The movie's phenomenal sets look like a Tim Burton production of WILLIE WONKA AND THE CHOCOLATE FACTORY. Among many imaginative and magical scenes, one has Satine and Christian standing on a cloud between the starry, deep blue sky and the twinkling apartment lights of Paris in 1899 -- "the summer of love."

The film opens with such a long cacophony and montage of blurring images that it seems that the picture might be one of those near storyless movies like PINK FLOYD THE WALL. This all changes when McGregor and Kidman begin to sing, "The Hills Are Alive With The Sound Of Music" in his case and "Diamonds Are A Girl's Best Friend" in hers. To answer your first question: Yes, they sing all of their own songs. And to answer your second: Yes, they are quite good, especially McGregor. Best of all are their love duets, and their chemistry together is both credible and touching.

The story, which is filled with humor as well as love, concerns a fantastical nightclub called the Moulin Rouge, which is run by an impresario named Zidler (Jim Broadbent from TOPSY-TURVY).
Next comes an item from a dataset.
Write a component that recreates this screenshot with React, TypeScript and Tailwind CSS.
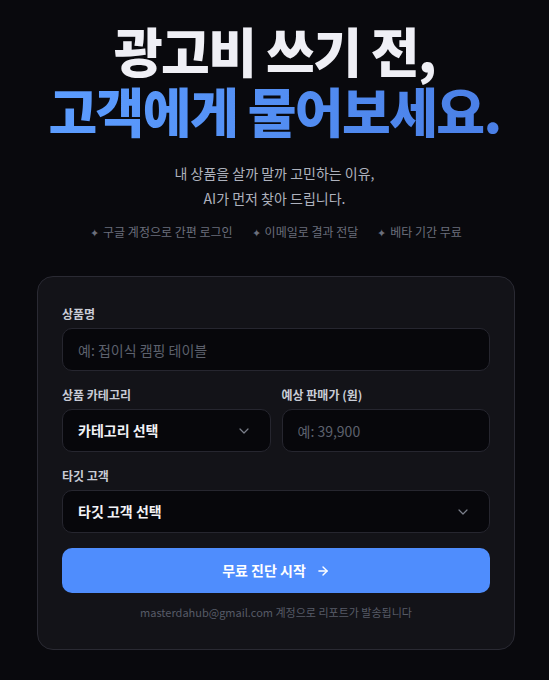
import { ChevronDown, ArrowRight } from "lucide-react";

const FONT = '"Noto Sans CJK KR", "Noto Sans", sans-serif';

function Label({ children }: { children: React.ReactNode }) {
  return <label className="mb-1.5 block text-[12px] leading-4 font-bold text-[#c9ccd6]">{children}</label>;
}

function TextField({ placeholder }: { placeholder: string }) {
  return (
    <input
      className="h-[43px] w-full rounded-[10px] border border-[#26262f] bg-[#07070b] px-[15px] text-[14px] text-[#e8e8ee] outline-none placeholder:text-[#5d616d]"
      placeholder={placeholder}
      type="text"
    />
  );
}

function SelectField({ value }: { value: string }) {
  return (
    <button
      className="flex h-[43px] w-full items-center justify-between rounded-[10px] border border-[#26262f] bg-[#07070b] pl-[15px] pr-[18px] text-left"
      type="button"
    >
      <span className="text-[14px] font-bold text-[#f2f2f6]">{value}</span>
      <ChevronDown className="h-4 w-4 text-[#7b7f8b]" strokeWidth={1.8} />
    </button>
  );
}

const perks = ["구글 계정으로 간편 로그인", "이메일로 결과 전달", "베타 기간 무료"];

export default function App() {
  return (
    <div className="min-h-[680px] w-full bg-[#09090d] pt-[20px] pb-8" style={{ fontFamily: FONT }}>
      <h1 className="text-center text-[53px] leading-[60px] font-black tracking-[-0.03em]">
        <span className="text-[#efeff5]">광고비 쓰기 전,</span>
        <br />
        <span className="bg-gradient-to-r from-[#5c9dff] to-[#4a7fe6] bg-clip-text text-transparent">
          고객에게 물어보세요.
        </span>
      </h1>

      <p className="mt-[21px] text-center text-[14px] leading-[25px] text-[#aeb2bd]">
        내 상품을 살까 말까 고민하는 이유,
        <br />
        AI가 먼저 찾아 드립니다.
      </p>

      <div className="mt-[12px] flex justify-center gap-[19px] pl-[3px] text-[12px] text-[#6b6f7c]">
        {perks.map((perk) => (
          <span key={perk}>
            <span className="mr-1 text-[11px]">✦</span>
            {perk}
          </span>
        ))}
      </div>

      <form className="mt-[35px] ml-[37px] w-[478px] rounded-[16px] border border-[#2a2a33] bg-[#131318] px-6 pt-[29px] pb-[28px]">
        <Label>상품명</Label>
        <TextField placeholder="예: 접이식 캠핑 테이블" />

        <div className="mt-4 grid grid-cols-2 gap-[11px]">
          <div>
            <Label>상품 카테고리</Label>
            <SelectField value="카테고리 선택" />
          </div>
          <div>
            <Label>예상 판매가 (원)</Label>
            <TextField placeholder="예: 39,900" />
          </div>
        </div>

        <div className="mt-4">
          <Label>타깃 고객</Label>
          <SelectField value="타깃 고객 선택" />
        </div>

        <button
          className="mt-[15px] flex h-[45px] w-full items-center justify-center gap-2.5 rounded-[10px] bg-[#4f8dfd] text-[14px] font-bold text-white"
          type="button"
        >
          무료 진단 시작
          <ArrowRight className="h-3.5 w-3.5" strokeWidth={2.4} />
        </button>

        <p className="mt-[11px] text-center text-[11px] text-[#575b67]">
          masterdahub@gmail.com 계정으로 리포트가 발송됩니다
        </p>
      </form>
    </div>
  );
}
He transforms his nightclub into a theater in order to put on a play called "Spectacular Spectacular," written by Christian. The leading role will be sung by Satine, a courtesan.

In order to get the funding Zidler gives the deed to the Moulin Rouge, and effectively to Satine as well, to the evil Duke of Monroth (Richard Roxburgh). This deal might have worked out, had Christian and Satine not fallen in love. A hopeless romantic, Christian's fundamental believe is, "The greatest thing you'll ever learn is just to love and to be loved in return." The tragedy of the story comes from Satine's health -- she's dying of consumption -- and Christian's self-acknowledged "ridiculous obsession with love."

Operatic in scope, the film assaults our senses with the sumptuous music, costumes, sets and story. With its rapid pacing, jump cuts, speed ups and slow downs, the film will leave you emotionally drained and exhilarated by the end, which does more with the "show must go on" than you could ever imagine. It is also a rare film that is such a crowd-pleaser that you're likely to hear, as we did, spontaneous applause during the movie.

MOULIN ROUGE runs 2:10. It is rated PG-13 for sexual content and would be acceptable for kids around 12 and up.

My son Jeffrey, age 12, gave the film ***. He had trouble with the intensity of the dying part but liked the music and the dancing.